## RECORDED DATA:

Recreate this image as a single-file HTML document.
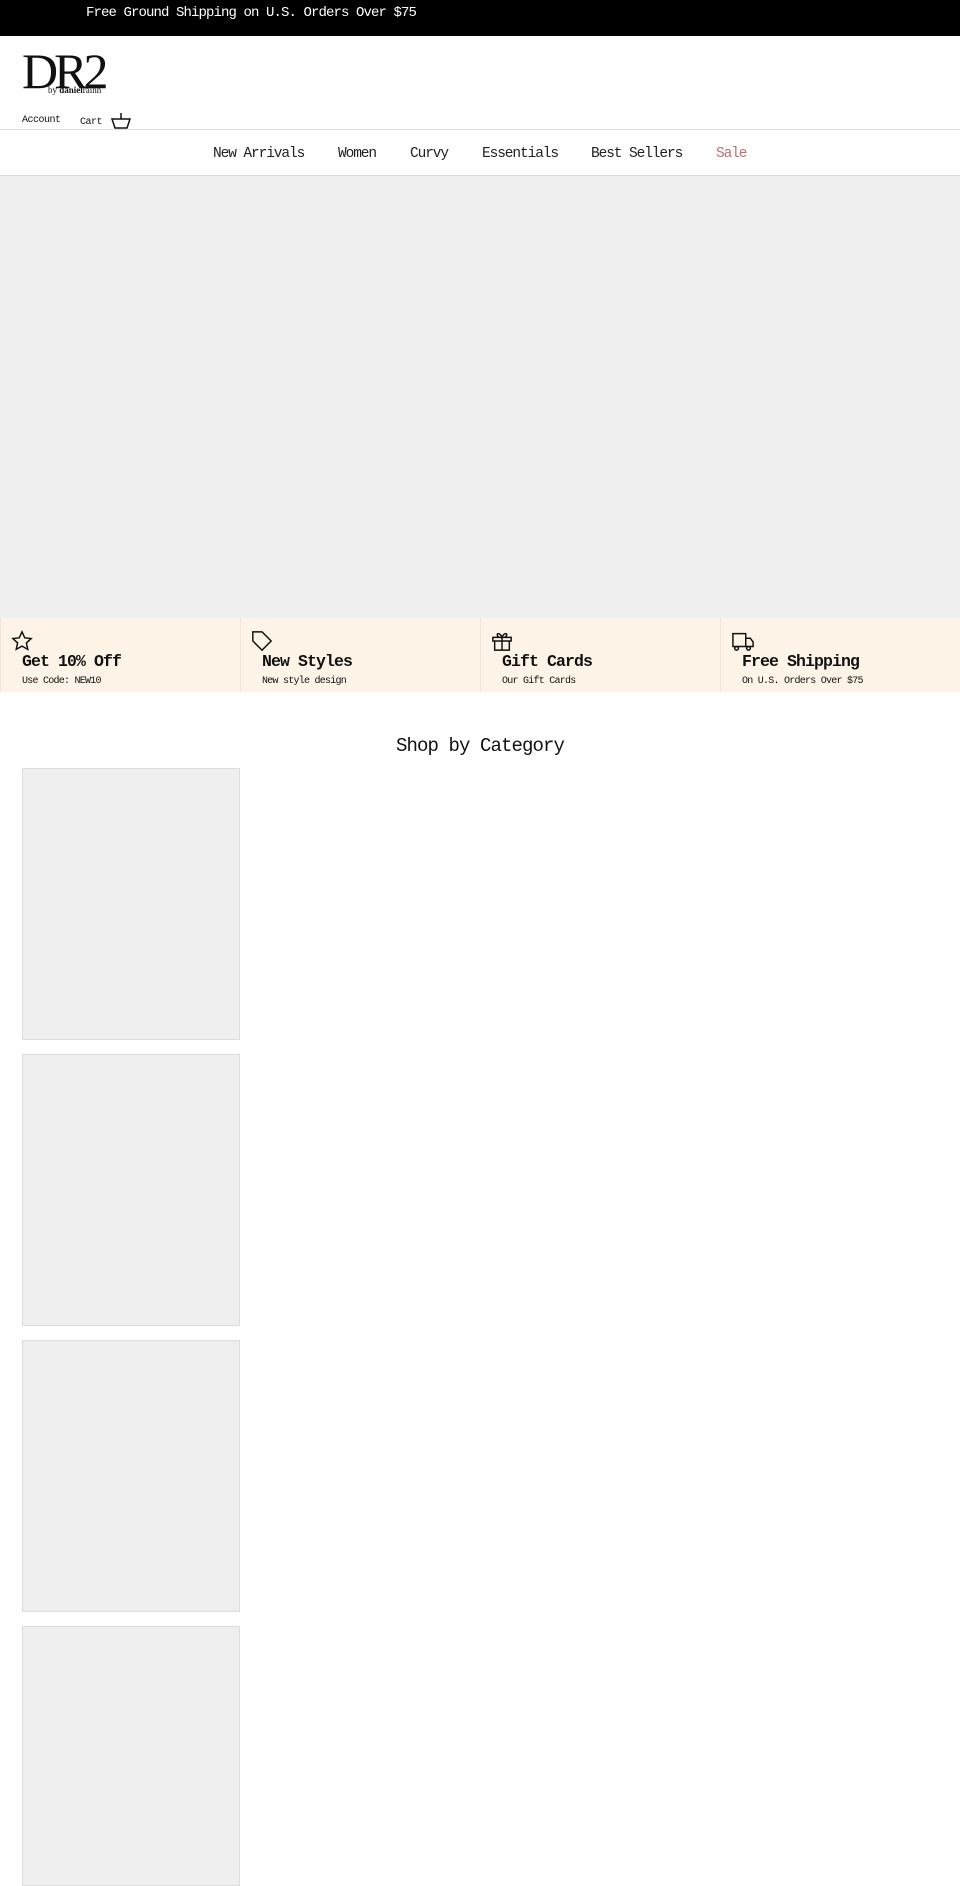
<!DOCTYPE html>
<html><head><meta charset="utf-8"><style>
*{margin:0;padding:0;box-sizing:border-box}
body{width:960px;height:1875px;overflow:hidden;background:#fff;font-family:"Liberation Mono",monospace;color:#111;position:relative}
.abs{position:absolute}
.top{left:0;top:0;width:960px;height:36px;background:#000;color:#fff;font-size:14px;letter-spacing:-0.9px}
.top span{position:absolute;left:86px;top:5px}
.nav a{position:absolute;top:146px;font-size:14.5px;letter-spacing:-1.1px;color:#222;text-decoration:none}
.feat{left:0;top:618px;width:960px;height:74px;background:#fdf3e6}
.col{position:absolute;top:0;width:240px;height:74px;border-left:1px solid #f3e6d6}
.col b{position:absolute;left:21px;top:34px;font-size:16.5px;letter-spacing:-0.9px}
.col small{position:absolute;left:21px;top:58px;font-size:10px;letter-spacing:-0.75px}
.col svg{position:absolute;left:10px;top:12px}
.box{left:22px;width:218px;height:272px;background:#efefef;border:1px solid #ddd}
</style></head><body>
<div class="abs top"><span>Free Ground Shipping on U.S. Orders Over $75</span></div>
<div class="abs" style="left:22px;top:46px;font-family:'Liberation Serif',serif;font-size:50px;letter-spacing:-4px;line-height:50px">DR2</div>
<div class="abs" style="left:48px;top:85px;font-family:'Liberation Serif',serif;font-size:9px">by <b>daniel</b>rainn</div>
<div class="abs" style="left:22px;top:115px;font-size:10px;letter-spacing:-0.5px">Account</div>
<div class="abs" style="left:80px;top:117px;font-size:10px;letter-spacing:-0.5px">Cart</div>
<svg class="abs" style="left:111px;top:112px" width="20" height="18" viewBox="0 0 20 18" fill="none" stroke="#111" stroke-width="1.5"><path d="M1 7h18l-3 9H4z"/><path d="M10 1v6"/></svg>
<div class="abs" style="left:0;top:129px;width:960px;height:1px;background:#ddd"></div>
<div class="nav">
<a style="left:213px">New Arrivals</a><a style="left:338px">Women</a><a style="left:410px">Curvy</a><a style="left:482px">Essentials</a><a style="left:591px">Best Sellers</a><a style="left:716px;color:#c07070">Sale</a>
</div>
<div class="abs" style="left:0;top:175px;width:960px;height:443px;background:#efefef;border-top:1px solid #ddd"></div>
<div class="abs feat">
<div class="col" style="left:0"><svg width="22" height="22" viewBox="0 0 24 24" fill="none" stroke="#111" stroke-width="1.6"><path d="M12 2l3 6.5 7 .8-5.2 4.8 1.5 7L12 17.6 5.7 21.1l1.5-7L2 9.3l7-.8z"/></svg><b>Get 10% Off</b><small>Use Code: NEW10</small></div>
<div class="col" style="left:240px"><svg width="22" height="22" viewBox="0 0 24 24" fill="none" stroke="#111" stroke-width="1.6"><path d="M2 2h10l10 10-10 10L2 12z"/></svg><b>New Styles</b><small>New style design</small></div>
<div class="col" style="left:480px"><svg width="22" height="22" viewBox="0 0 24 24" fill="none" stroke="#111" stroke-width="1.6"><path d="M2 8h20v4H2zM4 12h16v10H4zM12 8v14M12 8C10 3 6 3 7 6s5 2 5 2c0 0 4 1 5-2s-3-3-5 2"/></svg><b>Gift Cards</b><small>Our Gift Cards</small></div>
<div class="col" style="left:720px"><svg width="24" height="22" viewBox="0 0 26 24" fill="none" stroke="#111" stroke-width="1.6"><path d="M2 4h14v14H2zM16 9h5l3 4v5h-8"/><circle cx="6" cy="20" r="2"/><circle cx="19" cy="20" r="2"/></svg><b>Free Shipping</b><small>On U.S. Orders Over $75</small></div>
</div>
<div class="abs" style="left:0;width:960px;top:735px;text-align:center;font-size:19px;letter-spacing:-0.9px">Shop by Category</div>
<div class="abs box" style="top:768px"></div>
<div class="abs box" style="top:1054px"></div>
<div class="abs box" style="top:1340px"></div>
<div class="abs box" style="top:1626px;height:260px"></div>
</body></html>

## WHAT TO PRODUCE:
With the pictures left out, transcribe the material exactly.

## TASK ANSWER:
Recreate this image as a single-file HTML document.
<!DOCTYPE html>
<html><head><meta charset="utf-8"><style>
*{margin:0;padding:0;box-sizing:border-box}
body{width:960px;height:1875px;overflow:hidden;background:#fff;font-family:"Liberation Mono",monospace;color:#111;position:relative}
.abs{position:absolute}
.top{left:0;top:0;width:960px;height:36px;background:#000;color:#fff;font-size:14px;letter-spacing:-0.9px}
.top span{position:absolute;left:86px;top:5px}
.nav a{position:absolute;top:146px;font-size:14.5px;letter-spacing:-1.1px;color:#222;text-decoration:none}
.feat{left:0;top:618px;width:960px;height:74px;background:#fdf3e6}
.col{position:absolute;top:0;width:240px;height:74px;border-left:1px solid #f3e6d6}
.col b{position:absolute;left:21px;top:34px;font-size:16.5px;letter-spacing:-0.9px}
.col small{position:absolute;left:21px;top:58px;font-size:10px;letter-spacing:-0.75px}
.col svg{position:absolute;left:10px;top:12px}
.box{left:22px;width:218px;height:272px;background:#efefef;border:1px solid #ddd}
</style></head><body>
<div class="abs top"><span>Free Ground Shipping on U.S. Orders Over $75</span></div>
<div class="abs" style="left:22px;top:46px;font-family:'Liberation Serif',serif;font-size:50px;letter-spacing:-4px;line-height:50px">DR2</div>
<div class="abs" style="left:48px;top:85px;font-family:'Liberation Serif',serif;font-size:9px">by <b>daniel</b>rainn</div>
<div class="abs" style="left:22px;top:115px;font-size:10px;letter-spacing:-0.5px">Account</div>
<div class="abs" style="left:80px;top:117px;font-size:10px;letter-spacing:-0.5px">Cart</div>
<svg class="abs" style="left:111px;top:112px" width="20" height="18" viewBox="0 0 20 18" fill="none" stroke="#111" stroke-width="1.5"><path d="M1 7h18l-3 9H4z"/><path d="M10 1v6"/></svg>
<div class="abs" style="left:0;top:129px;width:960px;height:1px;background:#ddd"></div>
<div class="nav">
<a style="left:213px">New Arrivals</a><a style="left:338px">Women</a><a style="left:410px">Curvy</a><a style="left:482px">Essentials</a><a style="left:591px">Best Sellers</a><a style="left:716px;color:#c07070">Sale</a>
</div>
<div class="abs" style="left:0;top:175px;width:960px;height:443px;background:#efefef;border-top:1px solid #ddd"></div>
<div class="abs feat">
<div class="col" style="left:0"><svg width="22" height="22" viewBox="0 0 24 24" fill="none" stroke="#111" stroke-width="1.6"><path d="M12 2l3 6.5 7 .8-5.2 4.8 1.5 7L12 17.6 5.7 21.1l1.5-7L2 9.3l7-.8z"/></svg><b>Get 10% Off</b><small>Use Code: NEW10</small></div>
<div class="col" style="left:240px"><svg width="22" height="22" viewBox="0 0 24 24" fill="none" stroke="#111" stroke-width="1.6"><path d="M2 2h10l10 10-10 10L2 12z"/></svg><b>New Styles</b><small>New style design</small></div>
<div class="col" style="left:480px"><svg width="22" height="22" viewBox="0 0 24 24" fill="none" stroke="#111" stroke-width="1.6"><path d="M2 8h20v4H2zM4 12h16v10H4zM12 8v14M12 8C10 3 6 3 7 6s5 2 5 2c0 0 4 1 5-2s-3-3-5 2"/></svg><b>Gift Cards</b><small>Our Gift Cards</small></div>
<div class="col" style="left:720px"><svg width="24" height="22" viewBox="0 0 26 24" fill="none" stroke="#111" stroke-width="1.6"><path d="M2 4h14v14H2zM16 9h5l3 4v5h-8"/><circle cx="6" cy="20" r="2"/><circle cx="19" cy="20" r="2"/></svg><b>Free Shipping</b><small>On U.S. Orders Over $75</small></div>
</div>
<div class="abs" style="left:0;width:960px;top:735px;text-align:center;font-size:19px;letter-spacing:-0.9px">Shop by Category</div>
<div class="abs box" style="top:768px"></div>
<div class="abs box" style="top:1054px"></div>
<div class="abs box" style="top:1340px"></div>
<div class="abs box" style="top:1626px;height:260px"></div>
</body></html>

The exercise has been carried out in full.